- RBS to settle libor allegations with $780 million payment, sources say
- Bank would be third to admit to manipulating the London interbank offered rate
- Barclays and UBS have already paid millions in response to allegations
- RBS has fired at least four people after an internal investigation
Royal Bank of Scotland is set to pay more than £500m ($780m) to US and UK authorities as early as next week to resolve allegations it manipulated benchmark interest rates, according to people familiar with the matter.
The settlement between the US Department of Justice, US Commodity Futures Trading Commission and UK Financial Services Authority is in its final stages and could be announced on Tuesday.
Key details are still being negotiated, including whether the government-owned bank will agree to a DoJ condition that a subsidiary plead guilty to a criminal charge. The bank could pay between £500m and £600m.
In settling, RBS will be the third bank to admit to widespread manipulation of the London interbank offered rate and related rates. The terms of the settlement and breadth of allegations are expected to fall within those of the two previous deals but could reflect a tougher stance from the DoJ, which has battled criticisms that it has been too soft on banks and executives.

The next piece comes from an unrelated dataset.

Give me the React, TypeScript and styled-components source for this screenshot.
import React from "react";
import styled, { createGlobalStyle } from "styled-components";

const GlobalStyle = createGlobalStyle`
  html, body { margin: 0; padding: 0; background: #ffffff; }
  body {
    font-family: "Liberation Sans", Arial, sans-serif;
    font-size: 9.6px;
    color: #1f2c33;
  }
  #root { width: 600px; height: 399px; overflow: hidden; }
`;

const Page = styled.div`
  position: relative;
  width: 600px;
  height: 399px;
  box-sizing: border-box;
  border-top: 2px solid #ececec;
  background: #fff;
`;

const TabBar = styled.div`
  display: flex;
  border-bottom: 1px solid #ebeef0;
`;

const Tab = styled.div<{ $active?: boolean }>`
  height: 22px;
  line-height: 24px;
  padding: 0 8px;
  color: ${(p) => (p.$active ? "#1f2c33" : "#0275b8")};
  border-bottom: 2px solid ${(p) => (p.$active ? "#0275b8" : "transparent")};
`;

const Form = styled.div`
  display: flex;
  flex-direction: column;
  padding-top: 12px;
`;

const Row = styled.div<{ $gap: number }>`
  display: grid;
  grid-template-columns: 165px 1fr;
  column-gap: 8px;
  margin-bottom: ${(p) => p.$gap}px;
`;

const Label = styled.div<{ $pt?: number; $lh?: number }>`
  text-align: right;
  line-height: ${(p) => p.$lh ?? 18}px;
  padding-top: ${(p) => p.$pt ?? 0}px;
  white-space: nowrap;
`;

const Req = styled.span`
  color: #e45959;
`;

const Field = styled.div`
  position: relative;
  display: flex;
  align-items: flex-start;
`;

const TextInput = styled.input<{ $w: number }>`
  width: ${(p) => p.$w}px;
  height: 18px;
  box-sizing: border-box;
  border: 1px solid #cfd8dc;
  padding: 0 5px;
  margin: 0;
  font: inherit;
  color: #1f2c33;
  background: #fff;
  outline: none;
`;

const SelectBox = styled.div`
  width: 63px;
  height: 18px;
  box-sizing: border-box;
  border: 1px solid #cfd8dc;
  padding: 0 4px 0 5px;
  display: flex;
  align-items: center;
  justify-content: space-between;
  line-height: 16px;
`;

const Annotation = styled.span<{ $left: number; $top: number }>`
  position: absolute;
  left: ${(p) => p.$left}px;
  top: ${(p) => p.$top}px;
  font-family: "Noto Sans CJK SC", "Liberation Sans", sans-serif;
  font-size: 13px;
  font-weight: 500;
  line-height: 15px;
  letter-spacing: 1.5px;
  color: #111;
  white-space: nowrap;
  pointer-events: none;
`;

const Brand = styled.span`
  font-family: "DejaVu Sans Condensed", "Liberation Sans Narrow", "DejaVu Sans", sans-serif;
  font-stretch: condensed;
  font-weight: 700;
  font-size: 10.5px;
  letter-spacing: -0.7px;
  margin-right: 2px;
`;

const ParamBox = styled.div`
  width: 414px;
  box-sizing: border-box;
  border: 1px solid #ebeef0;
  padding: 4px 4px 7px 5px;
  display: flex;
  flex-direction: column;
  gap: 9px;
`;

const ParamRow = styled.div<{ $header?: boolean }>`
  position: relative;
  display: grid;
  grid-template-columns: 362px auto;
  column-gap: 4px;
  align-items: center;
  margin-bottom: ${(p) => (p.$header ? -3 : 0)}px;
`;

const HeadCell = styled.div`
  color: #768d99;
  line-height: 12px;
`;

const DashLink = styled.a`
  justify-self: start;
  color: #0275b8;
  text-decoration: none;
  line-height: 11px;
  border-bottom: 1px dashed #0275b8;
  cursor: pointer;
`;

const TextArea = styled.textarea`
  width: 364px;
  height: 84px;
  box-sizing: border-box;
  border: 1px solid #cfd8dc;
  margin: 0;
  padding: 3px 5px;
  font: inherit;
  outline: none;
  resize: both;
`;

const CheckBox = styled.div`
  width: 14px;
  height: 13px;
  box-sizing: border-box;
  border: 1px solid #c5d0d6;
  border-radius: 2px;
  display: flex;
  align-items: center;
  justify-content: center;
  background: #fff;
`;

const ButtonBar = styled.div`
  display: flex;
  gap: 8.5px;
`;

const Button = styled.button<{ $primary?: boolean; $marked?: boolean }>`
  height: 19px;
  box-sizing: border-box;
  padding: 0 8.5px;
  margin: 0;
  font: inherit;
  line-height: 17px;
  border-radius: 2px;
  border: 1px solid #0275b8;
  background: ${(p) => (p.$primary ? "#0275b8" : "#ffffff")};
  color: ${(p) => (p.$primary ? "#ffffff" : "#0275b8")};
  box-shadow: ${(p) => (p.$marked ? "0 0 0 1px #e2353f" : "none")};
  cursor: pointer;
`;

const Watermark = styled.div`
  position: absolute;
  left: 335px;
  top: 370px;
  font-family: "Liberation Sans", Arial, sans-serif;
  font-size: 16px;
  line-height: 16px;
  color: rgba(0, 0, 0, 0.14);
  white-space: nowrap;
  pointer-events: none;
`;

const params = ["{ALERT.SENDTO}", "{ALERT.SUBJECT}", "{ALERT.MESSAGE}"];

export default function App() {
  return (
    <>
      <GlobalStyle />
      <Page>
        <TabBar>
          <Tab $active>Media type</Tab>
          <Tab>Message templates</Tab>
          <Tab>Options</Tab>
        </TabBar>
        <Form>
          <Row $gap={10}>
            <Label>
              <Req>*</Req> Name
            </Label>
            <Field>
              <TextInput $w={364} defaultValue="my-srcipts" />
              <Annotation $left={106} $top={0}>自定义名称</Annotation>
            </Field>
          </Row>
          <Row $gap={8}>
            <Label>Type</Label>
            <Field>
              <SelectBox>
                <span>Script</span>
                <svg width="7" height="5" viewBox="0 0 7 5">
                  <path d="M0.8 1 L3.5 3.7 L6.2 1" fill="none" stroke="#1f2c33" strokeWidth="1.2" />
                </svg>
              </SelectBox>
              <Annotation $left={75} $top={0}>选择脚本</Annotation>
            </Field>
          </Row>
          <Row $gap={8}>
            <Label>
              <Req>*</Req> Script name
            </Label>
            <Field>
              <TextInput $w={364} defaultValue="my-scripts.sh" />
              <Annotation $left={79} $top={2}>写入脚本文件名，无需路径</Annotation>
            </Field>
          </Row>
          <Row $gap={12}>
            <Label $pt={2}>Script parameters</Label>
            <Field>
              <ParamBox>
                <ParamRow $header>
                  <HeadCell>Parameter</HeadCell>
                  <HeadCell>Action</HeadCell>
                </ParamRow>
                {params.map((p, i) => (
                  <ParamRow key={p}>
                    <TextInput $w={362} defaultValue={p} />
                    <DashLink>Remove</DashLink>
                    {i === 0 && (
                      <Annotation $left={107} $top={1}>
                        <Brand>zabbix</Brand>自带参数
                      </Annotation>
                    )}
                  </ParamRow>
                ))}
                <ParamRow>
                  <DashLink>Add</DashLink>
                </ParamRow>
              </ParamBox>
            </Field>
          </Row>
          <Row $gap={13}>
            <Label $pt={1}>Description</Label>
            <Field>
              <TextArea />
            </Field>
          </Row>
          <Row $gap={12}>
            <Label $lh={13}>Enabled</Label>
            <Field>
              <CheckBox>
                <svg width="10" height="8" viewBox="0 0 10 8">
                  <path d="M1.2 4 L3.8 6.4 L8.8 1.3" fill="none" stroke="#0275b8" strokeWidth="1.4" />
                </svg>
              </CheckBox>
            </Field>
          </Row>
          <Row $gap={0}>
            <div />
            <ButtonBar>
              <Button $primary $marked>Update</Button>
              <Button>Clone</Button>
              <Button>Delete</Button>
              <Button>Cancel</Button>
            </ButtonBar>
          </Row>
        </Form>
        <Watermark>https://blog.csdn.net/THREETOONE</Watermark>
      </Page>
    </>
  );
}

In June Barclays agreed to pay $450m to resolve allegations it tried to manipulate interest rates and "low balled" its submission to paint a rosier picture of its financial health. The bank avoided criminal charges but top managers were ousted amid a political backlash.
In December UBS paid $1.5bn, and its Japan securities subsidiary pleaded guilty to wire fraud, to resolve allegations that nearly 50 traders were involved in manipulating interest rates.
The authorities are expected to allege that RBS traders sought to influence the bank's submission to Libor panels to benefit their trading positions. The case will not involve allegations that the bank "low balled", these people say. RBS has fired at least four people in connection with its internal investigation into the matter.
Some of the allegations may be linked to the UBS case, in which authorities allege Tom Hayes, a former UBS trader, used contacts in at least four other banks, including RBS, and interdealer brokers, to move interest rates to benefit his trading position. Mr Hayes' lawyer has declined to comment on the allegations.
According to the DoJ complaint, Mr Hayes allegedly asked a RBS trader to move the bank's Yen Libor submission several times in 2007. The RBS trader replied on one occasion, "yes u owe me they are going 65 and 71".
When RBS's submission was 0.64 per cent, Mr Hayes sent a message to the trader saying, "They set 64! . . . thats beyond the call of duty!," according to the US complaint.